↓↓↓
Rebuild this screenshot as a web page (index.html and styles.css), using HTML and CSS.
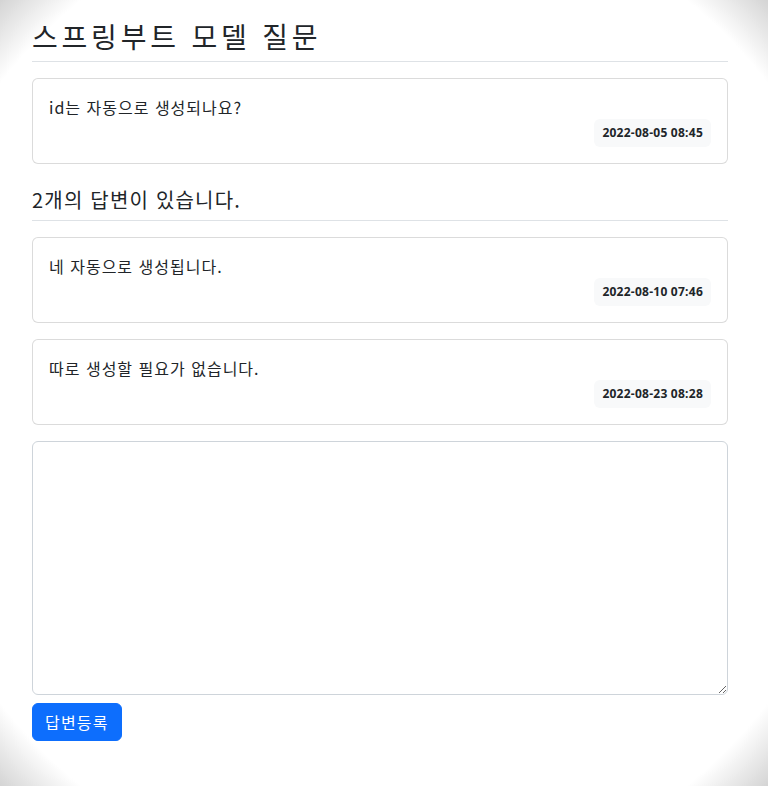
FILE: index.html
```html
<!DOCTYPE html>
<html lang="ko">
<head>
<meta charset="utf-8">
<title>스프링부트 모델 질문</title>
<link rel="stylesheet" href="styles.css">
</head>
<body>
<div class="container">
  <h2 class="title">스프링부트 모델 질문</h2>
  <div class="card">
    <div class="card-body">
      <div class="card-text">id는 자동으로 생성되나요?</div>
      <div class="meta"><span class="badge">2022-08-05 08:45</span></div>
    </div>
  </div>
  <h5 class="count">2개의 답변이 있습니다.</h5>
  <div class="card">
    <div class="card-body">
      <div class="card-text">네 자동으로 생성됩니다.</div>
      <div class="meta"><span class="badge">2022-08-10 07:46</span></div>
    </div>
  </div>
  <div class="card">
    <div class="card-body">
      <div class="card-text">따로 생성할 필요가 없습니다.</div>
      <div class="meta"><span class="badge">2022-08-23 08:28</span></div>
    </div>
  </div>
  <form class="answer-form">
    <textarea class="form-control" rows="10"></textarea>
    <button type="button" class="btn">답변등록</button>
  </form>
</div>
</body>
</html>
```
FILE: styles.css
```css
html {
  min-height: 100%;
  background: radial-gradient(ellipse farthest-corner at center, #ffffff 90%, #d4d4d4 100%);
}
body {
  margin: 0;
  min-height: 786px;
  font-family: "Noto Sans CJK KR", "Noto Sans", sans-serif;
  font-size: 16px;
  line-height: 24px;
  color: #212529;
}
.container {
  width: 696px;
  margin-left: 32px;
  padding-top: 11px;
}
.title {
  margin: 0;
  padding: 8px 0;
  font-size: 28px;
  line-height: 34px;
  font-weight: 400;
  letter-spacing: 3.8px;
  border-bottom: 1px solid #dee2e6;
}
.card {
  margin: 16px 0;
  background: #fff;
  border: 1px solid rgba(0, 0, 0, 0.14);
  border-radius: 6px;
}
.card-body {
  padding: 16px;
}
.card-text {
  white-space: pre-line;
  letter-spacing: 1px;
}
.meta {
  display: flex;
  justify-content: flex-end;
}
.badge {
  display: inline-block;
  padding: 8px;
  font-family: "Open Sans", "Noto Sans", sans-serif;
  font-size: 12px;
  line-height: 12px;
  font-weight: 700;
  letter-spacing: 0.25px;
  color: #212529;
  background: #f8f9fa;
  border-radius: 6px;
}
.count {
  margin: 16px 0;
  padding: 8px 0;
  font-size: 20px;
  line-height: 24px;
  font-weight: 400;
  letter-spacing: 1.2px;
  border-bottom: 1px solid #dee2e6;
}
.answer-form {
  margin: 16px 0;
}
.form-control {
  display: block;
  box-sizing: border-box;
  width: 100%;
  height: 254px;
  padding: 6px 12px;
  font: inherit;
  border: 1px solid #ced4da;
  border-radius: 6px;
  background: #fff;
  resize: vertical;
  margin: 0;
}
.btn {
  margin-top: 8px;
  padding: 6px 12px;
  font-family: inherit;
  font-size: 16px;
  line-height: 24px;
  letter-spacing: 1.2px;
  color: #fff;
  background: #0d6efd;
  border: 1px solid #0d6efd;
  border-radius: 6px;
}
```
↑↑↑
**What is required**. Find how many lines of the material carry the string "styles". Only the number should be in the answer.

**Response to this task**. 3